You can never have enough surface area outside for preparing and serving meals, stacking supplies and plugging in appliances. Space-saving foldable tables not only have legs that telescope and collapse, the tops fold in half to fit in a storage compartment.

Camp Chairs

Because RVing isn’t always confined to the interior, you need some place to take a load off at the campsite. Granted, many sites have a picnic table, but they’re bulky, stationary and downright uncomfortable to some. Camp chairs can be quite comfy, often have cupholders and other embellishments, and can be folded down for storage.

Fire Pit

For many, gathering around the campfire and discussing the day’s events is one of the finer points of motorhome life. But that means lugging around firewood (if the park allows it), or purchasing bundles of wood wherever you go. And, that’s not even mentioning the fact that some of your neighbors may not like thick smoke wafting from your site to theirs. A simple solution is a portable fire pit that connects to an LP-gas cylinder and lights up under a bed of lava rocks. They are widely available, and many break down for easy storage.

Make it Home

Personal Touches

Hey, it’s your motorhome, decorate it how you want to!

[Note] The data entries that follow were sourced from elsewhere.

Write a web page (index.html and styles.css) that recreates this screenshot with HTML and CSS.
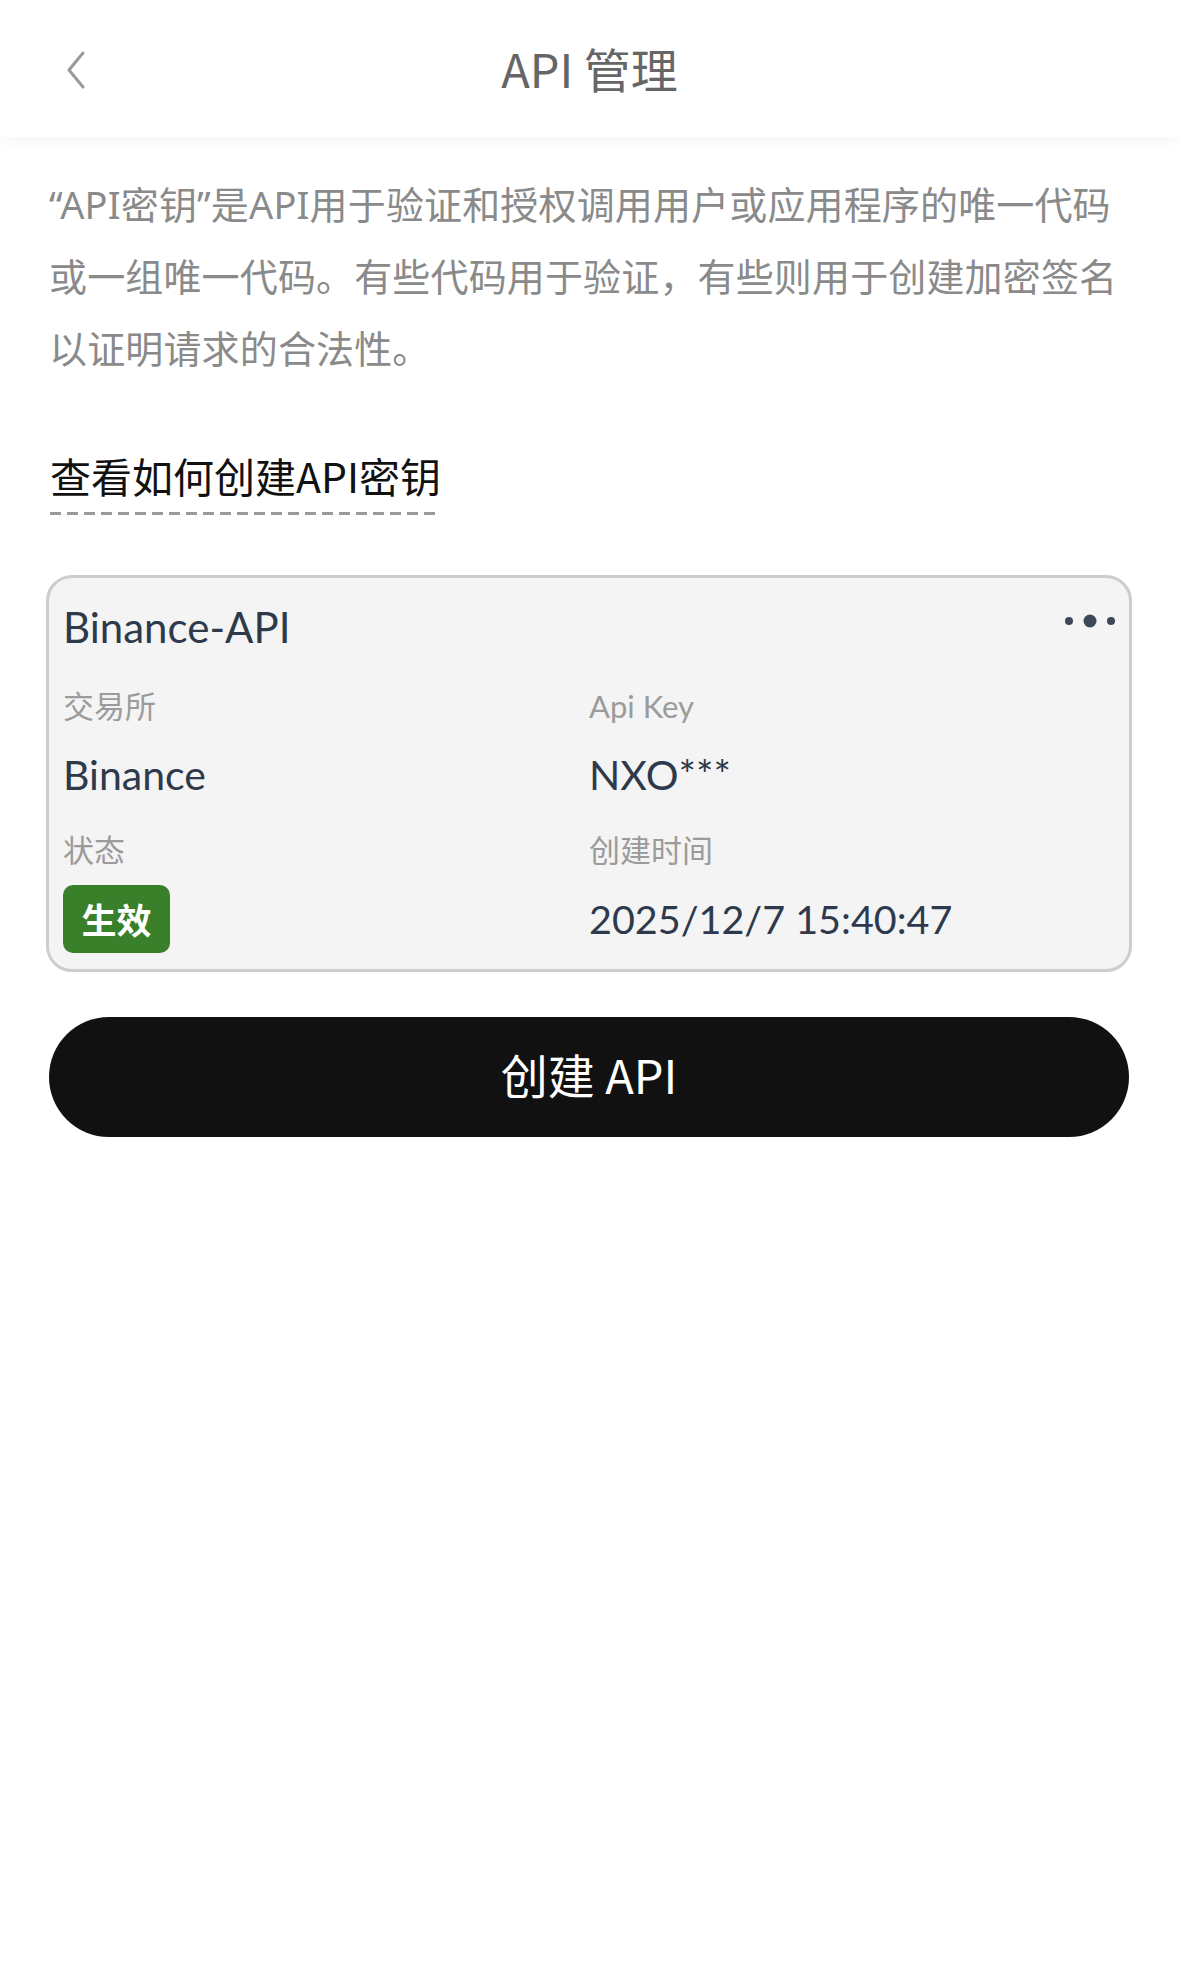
FILE: index.html
```html
<!DOCTYPE html>
<html lang="zh-CN">
<head>
<meta charset="utf-8">
<title>API 管理</title>
<link rel="stylesheet" href="styles.css">
</head>
<body>
<header class="topbar">
  <button class="back" aria-label="返回">
    <svg width="24" height="42" viewBox="0 0 24 42"><polyline points="19,4 5,21 19,38" fill="none" stroke="#9a9a9a" stroke-width="3" stroke-linecap="round" stroke-linejoin="round"/></svg>
  </button>
  <h1 class="title">API 管理</h1>
  <span class="spacer"></span>
</header>
<main class="content">
  <p class="intro">“API密钥”是API用于验证和授权调用用户或应用程序的唯一代码或一组唯一代码。有些代码用于验证，有些则用于创建加密签名以证明请求的合法性。</p>
  <a class="howto" href="#">查看如何创建API密钥</a>
  <section class="card">
    <div class="card-head">
      <span class="card-name">Binance-API</span>
      <svg class="more" width="50" height="14" viewBox="0 0 50 14"><circle cx="4" cy="7" r="4" fill="#3c4858"/><circle cx="25" cy="7" r="6.5" fill="#3c4858"/><circle cx="46" cy="7" r="4" fill="#3c4858"/></svg>
    </div>
    <div class="fields">
      <div class="field">
        <div class="label">交易所</div>
        <div class="value">Binance</div>
      </div>
      <div class="field">
        <div class="label">Api Key</div>
        <div class="value">NXO***</div>
      </div>
      <div class="field">
        <div class="label">状态</div>
        <div class="value"><span class="badge">生效</span></div>
      </div>
      <div class="field">
        <div class="label">创建时间</div>
        <div class="value value-time">2025/12/7 15:40:47</div>
      </div>
    </div>
  </section>
  <button class="create">创建 API</button>
</main>
</body>
</html>
```
FILE: styles.css
```css
html, body {
  margin: 0;
  padding: 0;
  background: #ffffff;
}
body {
  font-family: "Noto Sans", "Noto Sans CJK SC", sans-serif;
}
.topbar {
  height: 137px;
  display: grid;
  grid-template-columns: 1fr auto 1fr;
  align-items: center;
  background: #fff;
  box-shadow: 0 6px 16px rgba(0, 0, 0, 0.035);
  position: relative;
  z-index: 1;
}
.back {
  justify-self: start;
  margin-left: 64px;
  margin-top: 2px;
  padding: 0;
  border: 0;
  background: none;
  width: 24px;
  height: 42px;
  display: block;
}
.back svg { display: block; }
.title {
  margin: 0;
  font-family: "Noto Sans CJK SC", sans-serif;
  font-weight: 400;
  font-size: 47px;
  color: #666;
  line-height: 60px;
  margin-top: -1px;
}
.content {
  padding: 31px 50px 0 49px;
  display: flex;
  flex-direction: column;
  align-items: flex-start;
}
.intro {
  margin: 0;
  font-size: 38px;
  line-height: 72px;
  color: #8a8a8a;
  font-family: "Noto Sans", "Noto Sans CJK SC", sans-serif;
  letter-spacing: 0.15px;
}
.howto {
  margin-top: 67px;
  font-family: "Noto Sans CJK SC", sans-serif;
  font-size: 41px;
  line-height: 48px;
  color: #111;
  text-decoration: none;
  padding-bottom: 16px;
  margin-left: 1px;
  background: linear-gradient(to right, #9a9a9a 11px, transparent 11px) left bottom / 17px 3px repeat-x;
}
.card {
  align-self: stretch;
  margin: 60px -3px 0 -3px;
  background: #f4f4f4;
  border: 3px solid #cdcdcd;
  border-radius: 26px;
  padding: 24px 14px 16px 14px;
  font-family: "Lato", "Noto Sans CJK SC", sans-serif;
}
.card-head {
  display: flex;
  justify-content: space-between;
  align-items: flex-start;
  height: 50px;
}
.card-name {
  font-size: 42px;
  line-height: 50px;
  color: #2e3a4b;
}
.more {
  margin-top: 12px;
  display: block;
}
.fields {
  margin-top: 34px;
  display: grid;
  grid-template-columns: 1fr 1fr;
  row-gap: 21px;
}
.field {
  display: flex;
  flex-direction: column;
  gap: 15px;
}
.label {
  font-family: "Lato", "Noto Sans CJK SC", sans-serif;
  font-size: 31px;
  line-height: 40px;
  height: 40px;
  color: #9b9b9b;
}
.value {
  font-size: 41px;
  line-height: 68px;
  height: 68px;
  color: #2e3a4b;
}
.value-time {
  font-size: 39.5px;
}
.badge {
  display: inline-flex;
  align-items: center;
  justify-content: center;
  width: 107px;
  height: 68px;
  border-radius: 10px;
  background: #3a7f2a;
  color: #fff;
  font-family: "Noto Sans CJK SC", sans-serif;
  font-weight: 700;
  font-size: 35px;
  line-height: 68px;
  vertical-align: top;
}
.create {
  align-self: stretch;
  margin-top: 45px;
  height: 120px;
  border: 0;
  border-radius: 60px;
  background: #111;
  color: #fff;
  font-family: "Noto Sans CJK SC", sans-serif;
  font-size: 47px;
  font-weight: 400;
  padding: 0 0 8px 0;
}
```
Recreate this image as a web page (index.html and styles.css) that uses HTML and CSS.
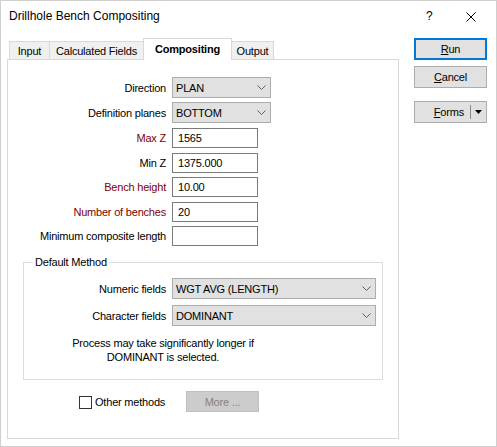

Hang pictures of family and friends or small works of art on the walls using self-adhesive hook-and-loop fastener (or reusable 3M hooks) to allow you to periodically refresh your surroundings. Buy throw pillows and area rugs. Make your motorhome more than just a sleeping space on wheels — make it your home.

Fun Stuff

This is supposed to be fun, right? With everything else you’re trying to remember to bring, don’t forget about the fun stuff! Pack your favorite movies, hobby materials, board games, books and more. One of the best parts of traveling is having the time to indulge in some entertainment. Don’t forget outdoor activities, like playing Frisbee, tossing a football or even your rod and reel and tacklebox. It’s your vacation, after all.